A lawyer tells you what you can do if you ever end up on People Of Walmart
Last week, an 18-year-old Australian named Amy Sharp made international news when, after fleeing jail, she hopped into the comments of a local television station’s Facebook post about her escape to request they use a flattering photo of her—instead of her mugshot.
Image via Facebook screenshot
It’s easy to make light of a teenage fugitive’s digital exploits. But for those whose photos have been posted to websites like She Has Had It or People of Walmart, which mock unattractive pictures of strangers, the matter is a little more serious. Most of us have rolled out of bed and headed to the store in our pajamas, certain nobody would notice our less-than-ideal appearance. But what if someone did notice—then surreptitiously documented it with a cameraphone and shared the image with an audience of thousands?

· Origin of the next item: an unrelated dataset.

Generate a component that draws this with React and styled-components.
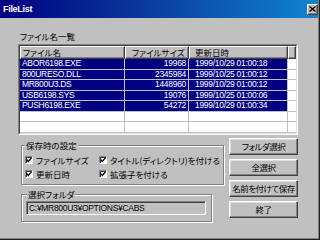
import React from 'react';
import styled, { createGlobalStyle } from 'styled-components';

const Global = createGlobalStyle`
  html, body { margin: 0; padding: 0; background: #c0c0c0; }
  body { width: 320px; height: 240px; overflow: hidden; }
`;

const JP = `"Noto Sans CJK JP", "Noto Sans", sans-serif`;
const LATIN = `"Liberation Sans", Arial, sans-serif`;

const Window = styled.div`
  width: 320px;
  height: 240px;
  box-sizing: border-box;
  background: #c0c0c0;
  display: flex;
  flex-direction: column;
  font-family: ${JP};
  font-feature-settings: "palt";
  color: #000;
  box-shadow: inset -1px -1px 0 #202020, inset -2px -2px 0 #808080;
`;

const TitleBar = styled.div`
  height: 18px;
  margin-right: 2px;
  display: flex;
  align-items: center;
  justify-content: space-between;
  padding: 0 0 0 3px;
  background: linear-gradient(90deg, #000080 0%, #0a3a9c 45%, #1084d0 100%);
`;

const Title = styled.span`
  font-family: ${LATIN};
  font-weight: bold;
  font-size: 9px;
  letter-spacing: -0.3px;
  color: #fff;
`;

const CloseButton = styled.div`
  width: 11px;
  height: 11px;
  box-sizing: border-box;
  background: #c0c0c0;
  border: 1px solid;
  border-color: #fff #404040 #404040 #fff;
  box-shadow: inset -1px -1px 0 #808080;
  display: flex;
  align-items: center;
  justify-content: center;
`;

const Content = styled.div`
  display: flex;
  flex-direction: column;
  padding: 12px 22px 0 18px;
`;

const Caption = styled.div`
  font-size: 8.5px;
  line-height: 12px;
  height: 12px;
  margin-bottom: 2px;
  padding-left: 2px;
`;

const ListFrame = styled.div`
  height: 91px;
  box-sizing: border-box;
  border: 1px solid;
  border-color: #808080 #fff #fff #808080;
`;

const ListInner = styled.div`
  height: 100%;
  box-sizing: border-box;
  border: 1px solid;
  border-color: #404040 #dfdfdf #dfdfdf #404040;
  background: #fff;
  overflow: hidden;
`;

const HeaderRow = styled.div`
  display: flex;
  height: 13px;
`;

const HeaderCell = styled.div`
  box-sizing: border-box;
  width: ${p => (p.$w ? `${p.$w}px` : 'auto')};
  flex: ${p => (p.$w ? '0 0 auto' : '1 1 auto')};
  height: 13px;
  background: #c0c0c0;
  border: 1px solid;
  border-color: #fff #404040 #404040 #fff;
  box-shadow: inset -1px -1px 0 #808080;
  font-size: 8.5px;
  line-height: 11px;
  padding-left: ${p => p.$pad ?? 2}px;
  white-space: nowrap;
  overflow: hidden;
`;

const Row = styled.div`
  display: flex;
  height: 10.5px;
  box-sizing: border-box;
  border-bottom: 1px solid #c0c0c0;
`;

const Cell = styled.div`
  box-sizing: border-box;
  width: ${p => (p.$w ? `${p.$w}px` : 'auto')};
  flex: ${p => (p.$w ? '0 0 auto' : '1 1 auto')};
  border-right: ${p => (p.$w ? '1px solid #c0c0c0' : 'none')};
  background: ${p => (p.$sel ? '#000080' : 'transparent')};
  color: ${p => (p.$sel ? '#fff' : '#000')};
  font-family: ${LATIN};
  font-size: 8.5px;
  letter-spacing: -0.3px;
  line-height: 9.5px;
  text-align: ${p => (p.$right ? 'right' : 'left')};
  padding: ${p => (p.$right ? '0 2px 0 0' : `0 0 0 ${p.$pad ?? 2}px`)};
  white-space: nowrap;
  overflow: hidden;
`;

const Bottom = styled.div`
  display: flex;
  gap: 5px;
  padding-left: 3px;
`;

const LeftCol = styled.div`
  width: 203px;
  display: flex;
  flex-direction: column;
  padding-top: 10px;
`;

const Group = styled.div`
  position: relative;
  box-sizing: border-box;
  width: ${p => p.$w}px;
  border: 1px solid #808080;
  box-shadow: 1px 1px 0 #fff, inset 1px 1px 0 #fff;
  margin-bottom: ${p => p.$mb ?? 0}px;
`;

const GroupLabel = styled.span`
  position: absolute;
  top: -5px;
  left: ${p => p.$left}px;
  padding: 0 1px;
  background: #c0c0c0;
  font-size: 8.5px;
  line-height: 9px;
  white-space: nowrap;
`;

const CheckGrid = styled.div`
  display: grid;
  grid-template-columns: 74px 1fr;
  row-gap: 3px;
  padding: 8px 0 5px 3px;
`;

const CheckItem = styled.div`
  display: flex;
  align-items: center;
  gap: 3px;
  height: 11px;
  font-size: 8.5px;
  white-space: nowrap;
`;

const Box = styled.span`
  width: 8px;
  height: 8px;
  box-sizing: border-box;
  background: #fff;
  border: 1px solid;
  border-color: #808080 #fff #fff #808080;
  box-shadow: inset 1px 1px 0 #404040;
  display: flex;
  align-items: center;
  justify-content: center;
  flex: 0 0 auto;
`;

const FolderGroupBody = styled.div`
  padding: 6px 5px 6px 4px;
`;

const Field = styled.div`
  height: 14px;
  box-sizing: border-box;
  border: 1px solid;
  border-color: #808080 #fff #fff #808080;
  box-shadow: inset 1px 1px 0 #404040;
  background: #c0c0c0;
  font-family: ${LATIN};
  font-size: 8.5px;
  letter-spacing: -0.3px;
  line-height: 12px;
  padding-left: 2px;
  white-space: nowrap;
  overflow: hidden;
`;

const ButtonCol = styled.div`
  width: 69px;
  display: flex;
  flex-direction: column;
  gap: 4px;
  padding-top: 3px;
`;

const Button = styled.div`
  height: 17px;
  box-sizing: border-box;
  border: 1px solid;
  border-color: #fff #404040 #404040 #fff;
  box-shadow: inset -1px -1px 0 #808080, inset 1px 1px 0 #dfdfdf;
  background: #c0c0c0;
  font-size: 8.5px;
  letter-spacing: -0.5px;
  line-height: 15px;
  text-align: center;
  white-space: nowrap;
  overflow: hidden;
`;

const COLS = [105, 64, 99];

const files = [
  { name: 'ABOR6198.EXE', size: '19968', date: '1999/10/29 01:00:18' },
  { name: '800URESO.DLL', size: '2345984', date: '1999/10/25 01:00:12' },
  { name: 'MR800U3.DS', size: '1448960', date: '1999/10/29 01:00:12' },
  { name: 'USB6198.SYS', size: '19076', date: '1999/10/25 01:00:06' },
  { name: 'PUSH6198.EXE', size: '54272', date: '1999/10/29 01:00:34' },
  null,
  null,
];

const Check = () => (
  <svg width="6" height="6" viewBox="0 0 6 6">
    <path d="M0.6 2.6 L2.3 4.4 L5.4 0.9" fill="none" stroke="#000" strokeWidth="1.4" />
  </svg>
);

const CheckBox = ({ children }) => (
  <CheckItem>
    <Box><Check /></Box>
    <span>{children}</span>
  </CheckItem>
);

export default function App() {
  return (
    <>
      <Global />
      <Window>
        <TitleBar>
          <Title>FileList</Title>
          <CloseButton>
            <svg width="7" height="6" viewBox="0 0 7 6">
              <path d="M0.5 0.5 L6.5 5.5 M6.5 0.5 L0.5 5.5" stroke="#000" strokeWidth="1.4" />
            </svg>
          </CloseButton>
        </TitleBar>
        <Content>
          <Caption>ファイル名一覧</Caption>
          <ListFrame>
            <ListInner>
              <HeaderRow>
                <HeaderCell $w={COLS[0]}>ファイル名</HeaderCell>
                <HeaderCell $w={COLS[1]} $pad={6}>ファイルサイズ</HeaderCell>
                <HeaderCell $w={COLS[2]} $pad={5}>更新日時</HeaderCell>
                <HeaderCell />
              </HeaderRow>
              {files.map((f, i) => (
                <Row key={i}>
                  <Cell $w={COLS[0]} $sel={!!f}>{f ? f.name : ''}</Cell>
                  <Cell $w={COLS[1]} $sel={!!f} $right>{f ? f.size : ''}</Cell>
                  <Cell $w={COLS[2]} $sel={!!f} $pad={6}>{f ? f.date : ''}</Cell>
                  <Cell />
                </Row>
              ))}
            </ListInner>
          </ListFrame>
          <Bottom>
            <LeftCol>
              <Group $w={203} $mb={9}>
                <GroupLabel $left={3}>保存時の設定</GroupLabel>
                <CheckGrid>
                  <CheckBox>ファイルサイズ</CheckBox>
                  <CheckBox>タイトル(ディレクトリ)を付ける</CheckBox>
                  <CheckBox>更新日時</CheckBox>
                  <CheckBox>拡張子を付ける</CheckBox>
                </CheckGrid>
              </Group>
              <Group $w={191}>
                <GroupLabel $left={5}>選択フォルダ</GroupLabel>
                <FolderGroupBody>
                  <Field>C:¥MR800U3¥OPTIONS¥CABS</Field>
                </FolderGroupBody>
              </Group>
            </LeftCol>
            <ButtonCol>
              <Button>フォルダ選択</Button>
              <Button>全選択</Button>
              <Button>名前を付けて保存</Button>
              <Button>終了</Button>
            </ButtonCol>
          </Bottom>
        </Content>
      </Window>
    </>
  );
}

If this ever happened to you, would you have any legal recourse? As a professor with expertise in internet law, I believe it all depends on your right of publicity, which limits the commercial use of one’s name, image, likeness and/or identity. The answer would likely be yes—but let’s look at a few cases to understand why.
A digital Shaq attack
In April 2014, sports commentator and former star athlete Shaquille O’Neal posted a Photoshopped image on his Twitter and Instagram accounts of himself side-by-side with Jahmel Binion. He captioned the picture, “SMILE.”
Binion, who was 23 years old at the time, suffers from ectodermal dysplasia (a condition also affecting Gaten Matarazzo, the actor playing Dustin on Stranger Things), which has left him with a disfigured appearance. In the photo, O’Neal contorted his facial features in an attempt to make a face similar to Binion’s.
The social media post received more than 17,000 “likes” and more than 700 comments (many of which were rude or offensive) on Twitter alone. Based on this activity, Binion sued O’Neal in a Florida federal court for, among other things, something called “appropriation,” which is essentially a right of publicity claim. The basic idea is that you can stop others from using your name, likeness, or identity for commercial gain.
The Florida court recently denied O’Neal’s motion to dismiss the claim, which means that Binion can continue with the case against O’Neal—though, at least according to a recent Tweet from O’Neal, it appears the two are on friendly terms.
Right of publicity in the social media universe
But the right of publicity doesn’t easily translate online. Because this right is rooted in state law, the parameters of the right vary significantly by jurisdiction. Roughly 30 states recognize claims based on the right of publicity through statute, common law or both. Most of these states extend the right of publicity to all people, not just celebrities or other famous individuals.
Though there is a lack of uniformity regarding its application, the most common requirements include a person using another’s name, identity, likeness or persona without consent in a way that causes harm—and receiving some kind of benefit or advantage based on that use. (Whether that applies to Beyoncé’s supposedly unflattering Super bowl imagery is up for debate.)
In the social media universe, I don’t believe it would be hard to show that a person is harmed when their image is used without permission, especially when cruel or offensive language is used. The question of the benefit or advantage obtained, however, will be more difficult to prove and has historically thwarted Internet suits of this kind.
What’s in it for the person (or organization) who posts your photo?
With the rapid rise in ubiquity of social media platforms, attorneys have grappled with applying traditional right of publicity law to new frontiers like Facebook, Instagram, Pinterest, Tumblr, and Twitter. In one recent case, Fraley v. Facebook, Inc., Facebook found itself in a right of publicity lawsuit based on its use of the Sponsored Stories advertising feature.
These are paid ads featuring the names and pictures of Facebook users based on their past Facebook activities and “likes.” Though the suit against Facebook ultimately settled, the right of publicity claims survived—the plaintiffs could show a clear connection between the value of their unauthorized endorsements to their Facebook friends and the benefit Facebook gained by using their photos.
While the commercial advantage may be clear in a case like Fraley—when Facebook received money for their ads using people’s pictures and likes—the Binion scenario is more challenging. O’Neal’s post, though widely shared and liked, did not provide a direct commercial benefit to him. Most states require that the defendant received some commercial or monetary benefit.
Some legal authorities, however, state that the right of publicity is not limited to purely commercial benefits. The victim’s right of publicity claim may survive even if the offending party does not receive money or other benefit.
In fact, in Binion, the court suggested that the fact that O’Neal’s post generated significant social media interest and was widely viewed and shared could meet the benefit standard. All those “likes” and “favorites” are a currency all their own. Social media users, therefore, could be exposed to legal liability for posting pictures of strangers under such a theory.
With no uniform body of law to reference, social media users remain susceptible to right of publicity claims. Individuals and companies who use social media to connect with others must be mindful of such uncharted territory and create social media strategies that mitigate their risk of liability. Otherwise, posting photos—particularly unflattering ones—of strangers will continue to expose users to such risks.